Nevertheless the system was bad and British generalship made many mistakes, some of them, no doubt, unavoidable, because it is human to err, and some of them due to sheer, simple, impregnable stupidity.

In the early days the outstanding fault of our generals was their desire to gain ground which was utterly worthless when gained. They organized small attacks against strong positions, dreadfully costly to take, and after the desperate valor of men had seized a few yards of mangled earth, found that they had made another small salient, jutting out from their front in a V-shaped wedge, so that it was a death-trap for the men who had to hold it. This was done again and again, and I remember one distinguished officer saying, with bitter irony, remembering how many of his men had died, “Our generals must have their little V's at any price, to justify themselves at G. H. Q.”

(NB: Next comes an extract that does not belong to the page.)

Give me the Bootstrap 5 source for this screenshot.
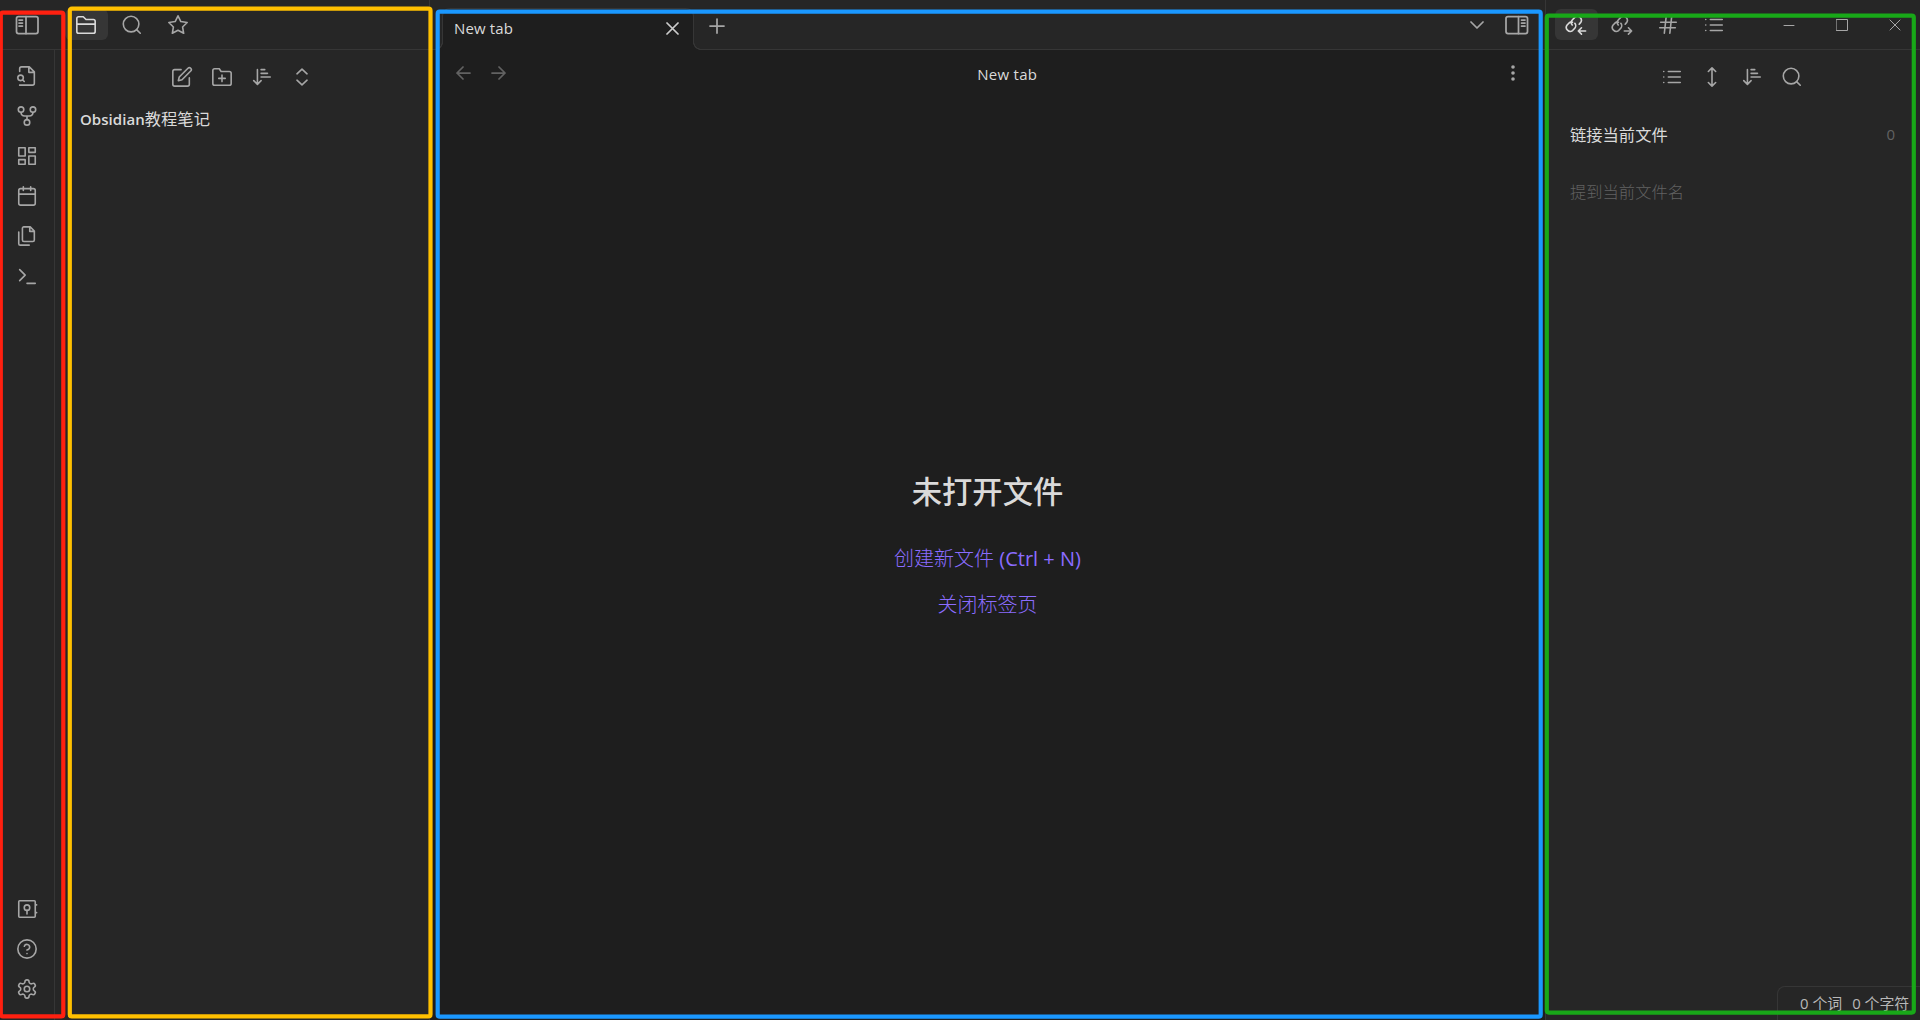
<!DOCTYPE html>
<html lang="zh-CN">
<head>
<meta charset="utf-8">
<title>Obsidian</title>
<link href="https://cdn.jsdelivr.net/npm/bootstrap@5.3.0/dist/css/bootstrap.min.css" rel="stylesheet">
<style>
:root{--line:#363636;--side:#262626;--main:#1e1e1e;--ico:#a6a6a6;--txt:#dadada}
body{width:1920px;height:1020px;background:var(--side);color:var(--txt);font:400 15px/24px "Open Sans","Noto Sans CJK SC",sans-serif;overflow:hidden}
.cjk{font-family:"Noto Sans CJK SC",sans-serif;font-weight:300}
.ic{width:22px;height:22px;flex:none;display:block;fill:none;stroke:var(--ico);stroke-width:1.75;stroke-linecap:round;stroke-linejoin:round}
.left-pane{width:430px;border-right:1px solid var(--line)}
.right-pane{width:375px;border-left:1px solid var(--line);margin-left:-1px}
.topbar{height:50px;border-bottom:1px solid var(--line);flex:none}
.ribbon{width:55px;border-right:1px solid var(--line);padding:15px 0 20px}
.tabbtn{width:43px;height:31px;border-radius:6px;display:flex;align-items:center;justify-content:center}
.tabbtn.active{background:#363636}
.tabbtn.active .ic{stroke:var(--txt)}
.tabbtn .ic{margin-left:-1px}
.tools{gap:18px;padding-top:15.500px}
.vault-name{padding:18.500px 0 0 25px;font-size:16.300px}
.vault-name b{font-weight:600;font-size:15px;letter-spacing:.05px}
.main-pane{background:var(--main)}
.strip{background:var(--side);padding-left:12px}
.doc-tab{width:252px;height:42px;margin:8px 0 -1px;background:var(--main);border:1px solid var(--line);border-bottom:0;border-radius:8px 8px 0 0;padding:0 14px 3px 11px;position:relative;letter-spacing:.15px}
.doc-tab::before,.doc-tab::after{content:"";position:absolute;bottom:0;width:8px;height:8px}
.doc-tab::before{left:-8px;background:radial-gradient(circle at 0 0,var(--side) 6.500px,var(--line) 7px 7.700px,var(--main) 8.200px)}
.doc-tab::after{right:-8px;background:radial-gradient(circle at 100% 0,var(--side) 6.500px,var(--line) 7px 7.700px,var(--main) 8.200px)}
.view-head{height:48px;padding:0 20px 0 12px}
.empty-title{font:500 30.300px/40px "Noto Sans CJK SC",sans-serif}
.act{color:#8b6cff;font-size:20px;line-height:28px}
.faint{color:#626262}
.status{width:143px;height:34px;border:1px solid var(--line);border-right:0;border-bottom:0;border-radius:8px 0 0 0;padding:4px 0 0 22px;font-size:14.900px;color:#b8b8b8;gap:10px;white-space:nowrap}
.marks{position:absolute;left:0;top:0;pointer-events:none}
</style>
<script src="https://cdn.jsdelivr.net/npm/bootstrap@5.3.0/dist/js/bootstrap.bundle.min.js"></script>
</head>
<body class="d-flex m-0 position-relative">
<svg width="0" height="0" class="position-absolute">
<symbol id="search" viewBox="0 0 24 24"><circle cx="11" cy="11" r="8.5"/><path d="m21 21-4-4"/></symbol>
<symbol id="list" viewBox="0 0 24 24"><path d="M8 6h13M8 12h13M8 18h13M3 6h.01M3 12h.01M3 18h.01"/></symbol>
<symbol id="sort" viewBox="0 0 24 24"><path d="m3 16 4 4 4-4M7 20V4M11 4h4M11 8h7M11 12h10"/></symbol>
<symbol id="chain" viewBox="0 0 24 24"><path transform="translate(-.7 .4) scale(.86)" stroke-width="2.050" d="M10 13.500a5 5 0 0 1 .3-6.600l3.200-3.400a5 5 0 0 1 7 7l-1.700 2M10.300 10 9 9.500a5 5 0 0 0-2.500 1l-3 3a5 5 0 0 0 7 7l2-2.200a5 5 0 0 0 .8-7"/></symbol>
</svg>
<aside class="left-pane d-flex flex-column flex-shrink-0">
 <div class="topbar d-flex">
  <div class="d-flex align-items-center justify-content-center" style="width:54px">
   <svg class="ic" style="width:24px;height:20px" viewBox="0 0 24 20"><rect x="1.500" y="1.500" width="21.500" height="17" rx="2"/><path d="M11 1.500v17M4 5h3.500M4 8h3.500M4 11h3.500" /></svg>
  </div>
  <div class="d-flex" style="padding:9px 0 0 11px;gap:3px">
   <div class="tabbtn active"><svg class="ic" viewBox="0 0 24 24"><path d="M2 19V5a2 2 0 0 1 2-2h5l3 3h8a2 2 0 0 1 2 2v11a2 2 0 0 1-2 2H4a2 2 0 0 1-2-2zM2 11h20"/></svg></div>
   <div class="tabbtn"><svg class="ic"><use href="#search"/></svg></div>
   <div class="tabbtn"><svg class="ic" viewBox="0 0 24 24"><path d="m12 2 3.090 6.260L22 9.270l-5 4.870 1.180 6.880L12 17.770l-6.180 3.250L7 14.140 2 9.270l6.910-1.010L12 2z"/></svg></div>
  </div>
 </div>
 <div class="d-flex flex-grow-1">
  <nav class="ribbon d-flex flex-column align-items-center justify-content-between">
   <div class="d-flex flex-column" style="gap:18px">
    <svg class="ic" viewBox="0 0 24 24"><path d="M4 22h14a2 2 0 0 0 2-2V7.500L14.500 2H6a2 2 0 0 0-2 2v3M14 2v6h6M5 17a3 3 0 1 0 0-6 3 3 0 0 0 0 6zM9 18l-1.500-1.500"/></svg>
    <svg class="ic" viewBox="0 0 24 24"><circle cx="12" cy="19" r="3"/><circle cx="5.500" cy="5" r="3"/><circle cx="18.500" cy="5" r="3"/><path d="M5.500 8c0 3 2 4 4 4h5c2 0 4-1 4-4M12 12v4"/></svg>
    <svg class="ic" viewBox="0 0 24 24"><path d="M3 3h7v9H3zM14 3h7v5h-7zM14 12h7v9h-7zM3 16h7v5H3z"/></svg>
    <svg class="ic" viewBox="0 0 24 24"><rect x="3" y="4" width="18" height="18" rx="2"/><path d="M16 2v4M8 2v4M3 10h18"/></svg>
    <svg class="ic" viewBox="0 0 24 24"><path d="M15.500 2H8.600c-.9 0-1.600.7-1.600 1.600v12.800c0 .9.700 1.600 1.600 1.600h9.800c.9 0 1.600-.7 1.600-1.600V6.500L15.500 2zM3 7.600v12.800c0 .9.700 1.600 1.600 1.600h9.800M15 2v5h5"/></svg>
    <svg class="ic" viewBox="0 0 24 24"><path d="m4 17 6-6-6-6M12 20h9"/></svg>
   </div>
   <div class="d-flex flex-column" style="gap:18px">
    <svg class="ic" viewBox="0 0 24 24"><rect x="3" y="3" width="18" height="18" rx="1"/><circle cx="12" cy="10.500" r="3"/><path d="M12 13.500v4M22 7.500h.5M22 16h.5"/></svg>
    <svg class="ic" viewBox="0 0 24 24"><circle cx="12" cy="12" r="10"/><path d="M9.090 9a3 3 0 0 1 5.830 1c0 2-3 3-3 3M12 17h.01"/></svg>
    <svg class="ic" viewBox="0 0 24 24"><circle cx="12" cy="12" r="3"/><path d="M12.220 2h-.44a2 2 0 0 0-2 2v.18a2 2 0 0 1-1 1.730l-.43.25a2 2 0 0 1-2 0l-.15-.08a2 2 0 0 0-2.730.73l-.22.38a2 2 0 0 0 .73 2.730l.15.1a2 2 0 0 1 1 1.720v.51a2 2 0 0 1-1 1.740l-.15.09a2 2 0 0 0-.73 2.730l.22.38a2 2 0 0 0 2.730.73l.15-.08a2 2 0 0 1 2 0l.43.25a2 2 0 0 1 1 1.730V20a2 2 0 0 0 2 2h.44a2 2 0 0 0 2-2v-.18a2 2 0 0 1 1-1.730l.43-.25a2 2 0 0 1 2 0l.15.08a2 2 0 0 0 2.730-.73l.22-.39a2 2 0 0 0-.73-2.730l-.15-.08a2 2 0 0 1-1-1.740v-.5a2 2 0 0 1 1-1.740l.15-.09a2 2 0 0 0 .73-2.730l-.22-.38a2 2 0 0 0-2.730-.73l-.15.08a2 2 0 0 1-2 0l-.43-.25a2 2 0 0 1-1-1.730V4a2 2 0 0 0-2-2z"/></svg>
   </div>
  </nav>
  <section class="flex-grow-1">
   <div class="tools d-flex justify-content-center">
    <svg class="ic" viewBox="0 0 24 24"><path d="M11 4H4a2 2 0 0 0-2 2v14a2 2 0 0 0 2 2h14a2 2 0 0 0 2-2v-7M18.500 2.500a2.121 2.121 0 0 1 3 3L12 15l-4 1 1-4z"/></svg>
    <svg class="ic" viewBox="0 0 24 24"><path d="M2 19V5a2 2 0 0 1 2-2h5l2 3h9a2 2 0 0 1 2 2v11a2 2 0 0 1-2 2H4a2 2 0 0 1-2-2zM12 10v7M8.500 13.500h7"/></svg>
    <svg class="ic"><use href="#sort"/></svg>
    <svg class="ic" viewBox="0 0 24 24"><path d="m6.500 15.500 5.500 5 5.500-5M6.500 8.500l5.500-5 5.500 5"/></svg>
   </div>
   <div class="vault-name"><b>Obsidian</b><span class="cjk fw-normal">教程笔记</span></div>
  </section>
 </div>
</aside>
<main class="main-pane flex-grow-1 d-flex flex-column">
 <div class="topbar strip d-flex">
  <div class="doc-tab d-flex align-items-center justify-content-between"><span>New tab</span><svg class="ic" style="width:13px;height:13px;stroke:#ccc" viewBox="0 0 13 13"><path d="m1 1 11 11M12 1 1 12"/></svg></div>
  <svg class="ic" style="width:16px;height:16px;margin:17.500px 0 0 15px" viewBox="0 0 16 16"><path d="M8 1v14M1 8h14"/></svg>
  <div class="d-flex ms-auto align-items-center" style="gap:21px;padding-right:17px">
   <svg class="ic" style="width:14px;height:8px" viewBox="0 0 14 8"><path d="m1 1 6 6 6-6"/></svg>
   <svg class="ic" style="width:24px;height:20px" viewBox="0 0 24 20"><rect x="1" y="1.500" width="21.500" height="17" rx="2"/><path d="M13.500 1.500v17M16.500 5H20M16.500 8H20M16.500 11H20"/></svg>
  </div>
 </div>
 <div class="view-head d-flex align-items-center justify-content-between">
  <div class="d-flex" style="gap:20px;opacity:.5;padding:0 0 2px 12.500px">
   <svg class="ic" style="width:16px;height:16px" viewBox="0 0 16 16"><path d="M15 8H2M8 2 2 8l6 6"/></svg>
   <svg class="ic" style="width:16px;height:16px" viewBox="0 0 16 16"><path d="M1 8h13M8 2l6 6-6 6"/></svg>
  </div>
  <span style="margin-left:4px;letter-spacing:.25px">New tab</span>
  <svg class="ic" style="fill:var(--ico);stroke:none;margin-top:-2px" viewBox="0 0 22 22"><circle cx="9" cy="5" r="1.800"/><circle cx="9" cy="11" r="1.800"/><circle cx="9" cy="17" r="1.800"/></svg>
 </div>
 <div class="d-flex flex-column align-items-center" style="padding:372px 1px 0 0">
  <div class="empty-title">未打开文件</div>
  <div class="act" style="margin-top:34px"><span class="cjk">创建新文件</span> (Ctrl + N)</div>
  <div class="act" style="margin-top:17px"><span class="cjk">关闭标签页</span></div>
 </div>
</main>
<aside class="right-pane d-flex flex-column flex-shrink-0">
 <div class="topbar d-flex justify-content-between">
  <div class="d-flex" style="padding:9px 0 0 9px;gap:3px">
   <div class="tabbtn active"><svg class="ic" viewBox="0 0 24 24"><use href="#chain" width="24" height="24"/><path d="M22.500 18.500h-8M18 15l-3.500 3.500 3.500 3.500"/></svg></div>
   <div class="tabbtn"><svg class="ic" viewBox="0 0 24 24"><use href="#chain" width="24" height="24"/><path d="M14.500 18.500h8M19 15l3.500 3.500-3.500 3.500"/></svg></div>
   <div class="tabbtn"><svg class="ic" viewBox="0 0 24 24"><path d="M4 9h17M3 15h17M10 3 8 21M16 3l-2 18"/></svg></div>
   <div class="tabbtn"><svg class="ic"><use href="#list"/></svg></div>
  </div>
  <div class="d-flex align-items-center" style="gap:41px;padding-right:19.500px">
   <svg class="ic" style="width:12px;height:12px;stroke-width:1" viewBox="0 0 12 12"><path d="M1 6.500h10"/></svg>
   <svg class="ic" style="width:12px;height:12px;stroke-width:1" viewBox="0 0 12 12"><path d="M.5.5h11v11H.5z"/></svg>
   <svg class="ic" style="width:12px;height:12px;stroke-width:1" viewBox="0 0 12 12"><path d="m1 1 10 10M11 1 1 11"/></svg>
  </div>
 </div>
 <div class="tools d-flex justify-content-center" style="padding-right:2px">
  <svg class="ic"><use href="#list"/></svg>
  <svg class="ic" viewBox="0 0 24 24"><path d="m8 18 4 4 4-4M8 6l4-4 4 4M12 2v20"/></svg>
  <svg class="ic"><use href="#sort"/></svg>
  <svg class="ic"><use href="#search"/></svg>
 </div>
 <div class="d-flex justify-content-between" style="padding:34px 25px 0 24px;font-size:16.300px"><span class="cjk fw-normal">链接当前文件</span><span class="faint" style="font-size:15px">0</span></div>
 <div class="cjk faint" style="padding:33px 24px 0;font-size:16.300px">提到当前文件名</div>
 <div class="status d-flex mt-auto ms-auto"><span>0 个词</span><span>0 个字符</span></div>
</aside>
<svg class="marks" width="1920" height="1020" fill="none" stroke-width="4.200">
 <rect x="0.800" y="12.700" width="62.500" height="1003.700" rx="2" stroke="#ff2010"/>
 <rect x="69.800" y="8.700" width="360.700" height="1007.700" rx="2" stroke="#ffc000"/>
 <rect x="437.700" y="11.700" width="1103" height="1005" rx="2" stroke="#1a98ff"/>
 <rect x="1546.800" y="15.600" width="367" height="997" rx="2" stroke="#18a818"/>
</svg>
</body>
</html>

In the battles of the Somme they attacked isolated objectives on narrow fronts, so that the enemy swept our men with fire by artillery concentrated from all points, instead of having to disperse his fire during a general attack on a wide front. In the days of trench warfare, when the enemy artillery was much stronger than ours, and when his infantry strength was enormously greater, our generals insisted upon the British troops maintaining an “aggressive” attitude, with the result that they were shot to pieces, instead of adopting, like the French, a quiet and waiting attitude until the time came for a sharp and terrible blow. The battles of Neuve Chapelle, Fertubert, and Loos, in 1915, cost us thousands of dead and gave us no gain of any account; and both generalship and staff-work were, in the opinion of most officers who know anything of those battles, ghastly.

After all, our generals had to learn their lesson, like the private soldier, and the young battalion officer, in conditions of warfare which had never been seen before—and it was bad for the private soldier and the young battalion officer, who died so they might learn. As time went on staff-work improved, and British generalship was less rash in optimism and less rigid in ideas.